Overview of All Features

The goal of django-bulkmodel is to expand on Django’s ORM so that it’s better suited for interacting with bulk data.

  1. Updating data heterogeneously

    The update() method that ships with Django applies a homogeneous update. That is, all model instances in the queryset are updated to the be same value for the columns specified.

    A BulkModel includes a new method named update_fields(), which allows you to update the database with different values for each model instance in the queryset through a single query execution.

    For more details see bulk update user guide and the queryset API reference.

  2. Getting querysets of bulk-created data

    Sometimes you need to create some data and then do some further processing on the created records. However the bulk_create method returns what the database returns: the number of records returned.

    A BulkModel allows you to optionally return the queryset of objects created. So unless you can predict the primary key ahead of time, or can uniquely identify the data being inserted from some other combination you won’t be able to get back the inserted data as it’s represented in the database, with an assigned primary key.

    For more details see the bulk create user guide and the queryset API reference.

  3. Concurrent writes

    In many cases and with a sufficiently capable database server you can accelerate bulk loading of data into the database by executing a concurrent write.

    BulkModels make this very easy– exposing three parameters to give you full control over how your writes are constructed.

    In each queryset write method (which includes bulk_create, copy_from_objects, update and update_fields) has the following parameters:

    • batch_size: The size of each chunk to write into the database; this parameter can be used with or without concurrency
    • concurrent: If true, a write will happen concurrently. The default is False
    • max_concurrent_workers: The total number of concurrent workers involved in the event loop.

    For more details see the concurrent writes user guide and the queryset API reference.

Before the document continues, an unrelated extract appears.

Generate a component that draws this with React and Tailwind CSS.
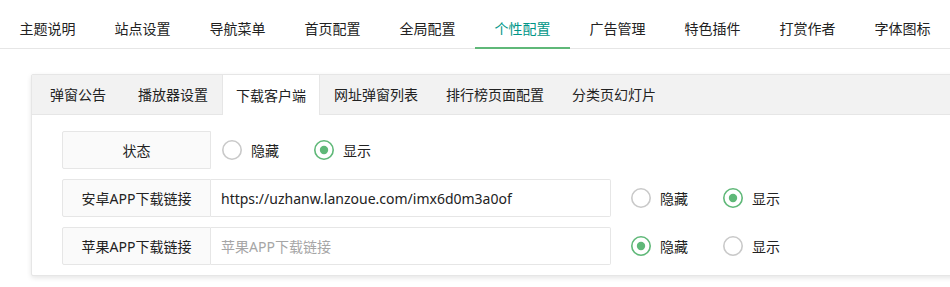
import React from "react";

const topTabs = ["主题说明","站点设置","导航菜单","首页配置","全局配置","个性配置","广告管理","特色插件","打赏作者","字体图标"];

function Radio({ checked, label }) {
  return (
    <div className="flex items-center">
      <svg width="20" height="20" viewBox="0 0 20 20" className="shrink-0">
        <circle cx="10" cy="10" r="9.2" fill="#fff" stroke={checked ? "#5FB878" : "#c9c9c9"} strokeWidth="1.6" />
        {checked && <circle cx="10" cy="10" r="4.2" fill="#5FB878" />}
      </svg>
      <span className="ml-[9px] text-[14px] text-[#222]">{label}</span>
    </div>
  );
}

function RadioPair({ first }) {
  return (
    <div className="flex items-center">
      <div className="w-[92px]"><Radio checked={first} label="隐藏" /></div>
      <Radio checked={!first} label="显示" />
    </div>
  );
}

function Label({ children }) {
  return (
    <div className="w-[149px] h-[38px] shrink-0 flex items-center justify-center bg-[#FAFAFA] border border-[#e6e6e6] rounded-l-[2px] text-[14px] text-[#222]">
      {children}
    </div>
  );
}

export default function App() {
  const font = "font-['Noto_Sans','Noto_Sans_CJK_SC',sans-serif]";
  return (
    <div className={`w-[950px] h-[287px] overflow-hidden bg-white ${font}`}>
      <div className="pt-[8px]">
        <div className="flex h-[41px] border-b border-[#e6e6e6]">
          {topTabs.map((t, i) => (
            <div
              key={t}
              className={`relative w-[95px] shrink-0 flex items-center justify-center text-[14px] ${i === 5 ? "text-[#009688]" : "text-[#222]"}`}
            >
              {t}
              {i === 5 && <div className="absolute left-0 right-0 bottom-[-1px] h-[2px] bg-[#5FB878]" />}
            </div>
          ))}
        </div>
      </div>

      <div className="ml-[31px] mt-[25px] w-[940px] border border-[#e6e6e6] rounded-[2px] shadow-[0_2px_5px_0_rgba(0,0,0,0.1)] bg-white">
        <div className="flex h-[40px] bg-[#f2f2f2] border-b border-[#e6e6e6] text-[14px] text-[#222]">
          <div className="px-[18px] flex items-center">弹窗公告</div>
          <div className="px-[14px] flex items-center">播放器设置</div>
          <div className="px-[13px] flex items-center bg-white border-x border-[#e6e6e6] h-[40px]">下载客户端</div>
          <div className="px-[14px] flex items-center">网址弹窗列表</div>
          <div className="px-[14px] flex items-center">排行榜页面配置</div>
          <div className="px-[14px] flex items-center">分类页幻灯片</div>
        </div>
        <div className="pl-[30px] pt-[16px] pb-[10px] flex flex-col gap-[10px]">
          <div className="flex items-center">
            <Label>状态</Label>
            <div className="ml-[11px]"><RadioPair first={false} /></div>
          </div>
          <div className="flex items-center">
            <Label>安卓APP下载链接</Label>
            <div className="w-[400px] h-[38px] border border-l-0 border-[#e6e6e6] rounded-r-[2px] flex items-center pl-[10px] text-[14px] text-[#222]">
              https://uzhanw.lanzoue.com/imx6d0m3a0of
            </div>
            <div className="ml-[20px]"><RadioPair first={false} /></div>
          </div>
          <div className="flex items-center">
            <Label>苹果APP下载链接</Label>
            <div className="w-[400px] h-[38px] border border-l-0 border-[#e6e6e6] rounded-r-[2px] flex items-center pl-[10px] text-[14px] text-[#a6a6a6]">
              苹果APP下载链接
            </div>
            <div className="ml-[20px]"><RadioPair first={true} /></div>
          </div>
        </div>
      </div>
    </div>
  );
}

  4. Offline connection management

    Django manages the database connection inside a request / response cycle. A BulkModel is expecting data to be interacted with “offline” (meaning outside of the webserver) and checks or refreshes the connection if necessary when interacting with data in bulk.

    You can force a database connection check / refresh with the ensure_connected() queryset method.

    For more details see the connection management user guide and the queryset API reference.

  5. Missing signals

    Django ships with the following signals for interacting with data:

    • Saving a single instance: pre_save and post_save
    • Deleting data: pre_delete and post_delete
    • Changing a many to many relationship: m2m_changed

    What’s missing from this list are signals when data is created in bulk and updated in bulk.

    A BulkModel adds these signals and optionally lets you turn them off when calling any bulk write function.

    For more details see the signals user guide and the signals reference.

  6. Copying data to / from buffers

    A BulkModel allows you write and read data by copying from and to a buffer, for databases that support it.

    For details on how to do this see the copy to/from user guide and the queryset API reference.